The company conducted an analysis of patriotic jobs available across the United States, highlighting professions responsible for the maintenance and improvement of the country. The analysis identified truck drivers as the most in-demand patriotic job in the United States. Nurse practitioners, construction workers and teachers round out the top four high opportunity fields, making up 90 percent of patriotic jobs available today.
The research analyzed almost 3.5 million jobs currently advertised on Adzuna.com to identify the volume, sector and location of roles within public service. The analysis found 1,560,716 open patriotic roles in the US, with top vacancies in California, Texas, Illinois and Virginia. The average salaries of these jobs range from $42,675 to $104,675.

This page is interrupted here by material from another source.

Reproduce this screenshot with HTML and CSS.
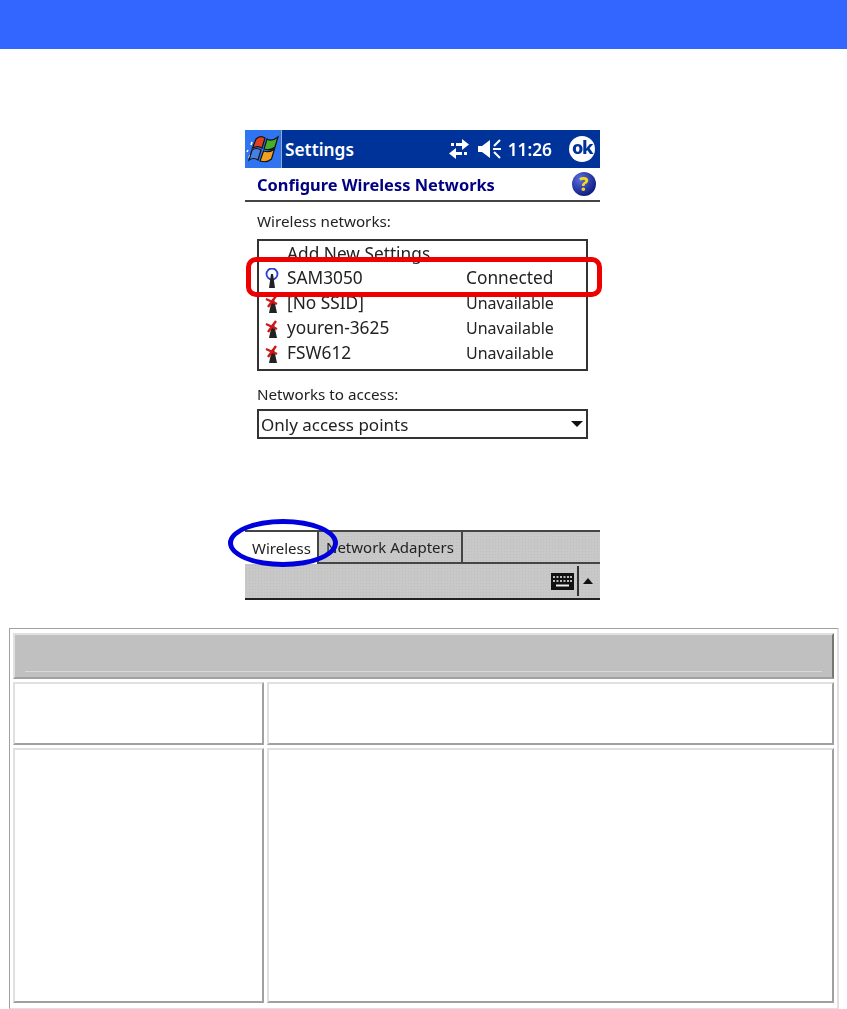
FILE: index.html
```html
<!DOCTYPE html>
<html lang="en">
<head>
    <meta charset="UTF-8">
    <title>Configure Wireless Networks</title>
    <link rel="stylesheet" href="styles.css">
</head>
<body>
<div class="top-bar"></div>

<div class="figure">
    <div class="device">
        <!-- Title bar -->
        <div class="nav-bar">
            <div class="start-tile">
                <svg width="34" height="28" viewBox="0 0 34 28">
                    <path d="M3 23l1-3M1 17l1-2M5 10l1-3" stroke="#fff" stroke-width="1.5" fill="none"/>
                    <path d="M10 4 C13 1 16 1 19 3 L16 13 C13 11 10 11 6.5 13 Z" fill="#e0401f" stroke="#111" stroke-width="1.2"/>
                    <path d="M21 4 C24 6 27 6 32 2 L29 12 C26 15 22 15 18 14 Z" fill="#46b02a" stroke="#111" stroke-width="1.2"/>
                    <path d="M6 15 C9 13 12 13 15 15 L12 25 C9 23 6 23 3 25 Z" fill="#4a7fe0" stroke="#111" stroke-width="1.2"/>
                    <path d="M17.500 16 C21 17 25 17 28.500 14 L25.500 24 C22 27 17 27 14 26 Z" fill="#eea020" stroke="#111" stroke-width="1.2"/>
                </svg>
            </div>
            <span class="nav-title">Settings</span>
            <span class="nav-icons">
                <svg width="22" height="20" viewBox="0 0 22 20">
                    <path d="M3 4h3v3H3zM8 4h6V0l7 5.500-7 5.500V7H8zM16 13h3v3h-3zM14 16H8v4l-7-5.500L8 9v4h6z" fill="#fff"/>
                </svg>
                <svg class="speaker" width="24" height="20" viewBox="0 0 24 20">
                    <path d="M0 7h4l8-6v18l-8-6H0z" fill="#fff"/>
                    <path d="M22 1l-6 6M15 10h8M16 13l6 6" stroke="#fff" stroke-width="2" fill="none"/>
                </svg>
                <span class="clock">11:26</span>
            </span>
            <span class="ok-button">ok</span>
        </div>

        <div class="page-title">
            <span>Configure Wireless Networks</span>
            <span class="help-icon">?</span>
        </div>

        <div class="form-body">
            <div class="field-label">Wireless networks:</div>
            <div class="network-list">
                <div class="network-row">
                    <span class="network-icon"></span>
                    <span class="network-name">Add New Settings...</span>
                </div>
                <div class="network-row">
                    <span class="network-icon">
                        <svg width="18" height="20" viewBox="0 0 18 20">
                            <circle cx="9" cy="6" r="5.500" fill="none" stroke="#2a3fd0" stroke-width="1.800"/>
                            <path d="M8 6h2l2 14H6z" fill="#222"/>
                        </svg>
                    </span>
                    <span class="network-name">SAM3050</span>
                    <span>Connected</span>
                </div>
                <div class="network-row">
                    <span class="network-icon">
                        <svg width="18" height="20" viewBox="0 0 18 20">
                            <path d="M9 6h2l3 14H6z" fill="#222"/>
                            <path d="M3 6l11 5M13 3L5 14" stroke="#d01818" stroke-width="2.400" fill="none"/>
                        </svg>
                    </span>
                    <span class="network-name">[No SSID]</span>
                    <span class="status-off">Unavailable</span>
                </div>
                <div class="network-row">
                    <span class="network-icon">
                        <svg width="18" height="20" viewBox="0 0 18 20">
                            <path d="M9 6h2l3 14H6z" fill="#222"/>
                            <path d="M3 6l11 5M13 3L5 14" stroke="#d01818" stroke-width="2.400" fill="none"/>
                        </svg>
                    </span>
                    <span class="network-name">youren-3625</span>
                    <span class="status-off">Unavailable</span>
                </div>
                <div class="network-row">
                    <span class="network-icon">
                        <svg width="18" height="20" viewBox="0 0 18 20">
                            <path d="M9 6h2l3 14H6z" fill="#222"/>
                            <path d="M3 6l11 5M13 3L5 14" stroke="#d01818" stroke-width="2.400" fill="none"/>
                        </svg>
                    </span>
                    <span class="network-name">FSW612</span>
                    <span class="status-off">Unavailable</span>
                </div>
            </div>

            <div class="field-label second">Networks to access:</div>
            <div class="select-box">
                <span>Only access points</span>
                <span class="select-arrow"></span>
            </div>
        </div>

        <!-- Tabs -->
        <div class="tab-bar">
            <div class="tab tab-active">Wireless</div>
            <div class="tab">Network Adapters</div>
        </div>
        <div class="input-bar">
            <svg width="23" height="17" viewBox="0 0 23 17">
                <rect width="23" height="17" fill="#111"/>
                <path d="M2 4h2M5.500 4h2M9 4h2M12.500 4h2M16 4h2M19 4h2M2 8h2M5.500 8h2M9 8h2M12.500 8h2M16 8h2M19 8h2" stroke="#bbb" stroke-width="2"/>
                <path d="M5 12.500h13" stroke="#eee" stroke-width="2"/>
            </svg>
            <span class="input-divider"></span>
            <span class="input-arrow"></span>
        </div>

        <!-- Annotations -->
        <div class="mark-red"></div>
        <div class="mark-blue"></div>
    </div>
</div>

<table class="info-table" cellspacing="0">
    <tr>
        <th colspan="2"><div class="head-rule"></div></th>
    </tr>
    <tr class="row-short">
        <td class="col-left"></td>
        <td></td>
    </tr>
    <tr class="row-tall">
        <td class="col-left"></td>
        <td></td>
    </tr>
</table>
</body>
</html>
```

FILE: styles.css
```css
body { margin: 0; background: #fff; font-family: "Noto Sans", sans-serif; color: #222; }
.top-bar { height: 49px; background: #3366ff; }

.figure { display: flex; justify-content: center; padding: 81px 2px 0 0; }
.device { position: relative; width: 355px; height: 470px; display: flex; flex-direction: column; font-size: 17.3px; filter: blur(0.4px); }

.nav-bar { display: flex; align-items: center; height: 38px; background: #003399; color: #fff; flex: none; }
.start-tile { width: 36px; height: 38px; margin-right: 2px; background: #2f74f0; border-right: 1px solid #9ab; display: flex; align-items: center; justify-content: center; }
.nav-title { font-weight: 600; font-size: 17.3px; margin-left: 1px; }
.nav-icons { margin-left: auto; display: flex; align-items: center; }
.speaker { margin-left: 8px; }
.clock { font-weight: 600; font-size: 17.3px; margin-left: 6px; }
.ok-button { width: 26px; height: 26px; margin: 0 5px 0 17px; border-radius: 50%; background: #fff; color: #003399; font-weight: 800; font-size: 18px; letter-spacing: -1.5px; line-height: 23px; text-align: center; }

.page-title { display: flex; align-items: center; justify-content: space-between; height: 32px; padding: 0 4px 0 12px; color: #000080; font-weight: 700; font-size: 16.4px; border-bottom: 2px solid #444; flex: none; }
.help-icon { width: 24px; height: 24px; border-radius: 50%; background: radial-gradient(circle at 35% 30%, #5a6fe0, #101c80 75%); color: #f4d820; font-weight: 800; font-size: 19px; line-height: 24px; text-align: center; }

.form-body { flex: 1; padding: 9px 12px 0; background: #fff; }
.field-label { height: 28px; line-height: 20px; font-size: 15.2px; }
.field-label.second { height: 25px; margin-top: 13px; }
.network-list { width: 331px; height: 132px; box-sizing: border-box; border: 2px solid #333; }
.network-row { display: flex; align-items: center; height: 25px; }
.network-row:first-child { height: 24px; }
.network-icon { width: 28px; height: 20px; padding-left: 4px; box-sizing: border-box; flex: none; }
.network-name { width: 179px; flex: none; }
.status-off { font-size: 16px; }
.select-box { display: flex; align-items: center; justify-content: space-between; width: 331px; height: 30px; box-sizing: border-box; border: 2px solid #333; padding: 0 3px 0 2px; font-size: 17px; }
.select-arrow { border: 6px solid transparent; border-top: 6px solid #111; border-bottom: 0; }

.tab-bar { display: flex; height: 34px; box-sizing: border-box; border-top: 2px solid #444; border-bottom: 2px solid #444; background: #c8c8c8 radial-gradient(#bebebe 0.6px, transparent 0.8px) 0 0 / 3px 3px; font-size: 15px; flex: none; }
.tab { display: flex; align-items: center; padding: 0 7px; border-right: 2px solid #444; }
.tab-active { width: 74px; box-sizing: border-box; margin-bottom: -2px; background: #fff; }
.input-bar { display: flex; align-items: center; justify-content: flex-end; height: 36px; box-sizing: border-box; background: #c8c8c8 radial-gradient(#bebebe 0.6px, transparent 0.8px) 0 0 / 3px 3px; border-bottom: 2px solid #222; padding-right: 7px; flex: none; }
.input-divider { width: 2px; height: 30px; background: #333; margin: 0 4px 0 3px; }
.input-arrow { border: 5px solid transparent; border-bottom: 6px solid #111; border-top: 0; }

.mark-red { position: absolute; left: 1px; top: 127px; width: 356px; height: 40px; box-sizing: border-box; border: 5px solid #ee0000; border-radius: 10px; }
.mark-blue { position: absolute; left: -17px; top: 389px; width: 110px; height: 48px; box-sizing: border-box; border: 5px solid #0000dd; border-radius: 50%; }

.info-table { margin: 28px 0 0 9px; width: 830px; box-sizing: border-box; border-collapse: separate; border-spacing: 3px; padding: 1px 0 2px; border: 1px solid #a0a0a0; border-right: 2px solid #e0e0e0; border-bottom-color: #e0e0e4; }
.info-table th, .info-table td { padding: 0; border: 2px solid #a0a0a0; border-top-color: #e0e0e4; border-left-color: #e0e0e4; }
.info-table th { height: 42px; background: #c0c0c0; vertical-align: bottom; border-right-color: #77776c; }
.head-rule { height: 1px; margin: 0 10px 5px; background: #d8d8d8; }
.col-left { width: 247px; }
.row-short td { height: 59px; }
.row-tall td { height: 251px; }
```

Truck drivers are responsible for the transportation of goods that keep the country functioning but, according to the US Department of Labor, driving a truck is the deadliest occupation in the US. This, coupled with low average salary rates, provides insight into the growing skills shortage in the industry and could explain why truck driving is at the top of the list for positions with the most available job vacancies, at 778,000. According to Adzuna, the most open driver positions are in Illinois.
First responders that provide medical and protective services for citizens, including nurse practitioners, emergency medical service professionals, police officers and firefighters, make up around 25 percent of the patriotic jobs available in the US. Texas, Illinois and Florida make up the top states with the most vacancies in the field.
Lily Valentin, US Country Manager at Adzuna, commented “Many patriotic positions entail thankless responsibilities that work toward the benefit and greater good of the country, often times at the expense of workers’ health, well-being or work-life balance. We depend on these professions to provide us with clean water, nourishment, enduring public infrastructure and protection from a range of threats and disasters. We salute the unsung heroes that work tirelessly to maintain and advance our country, especially those that stick around in the face of low wages and disappearing resources.”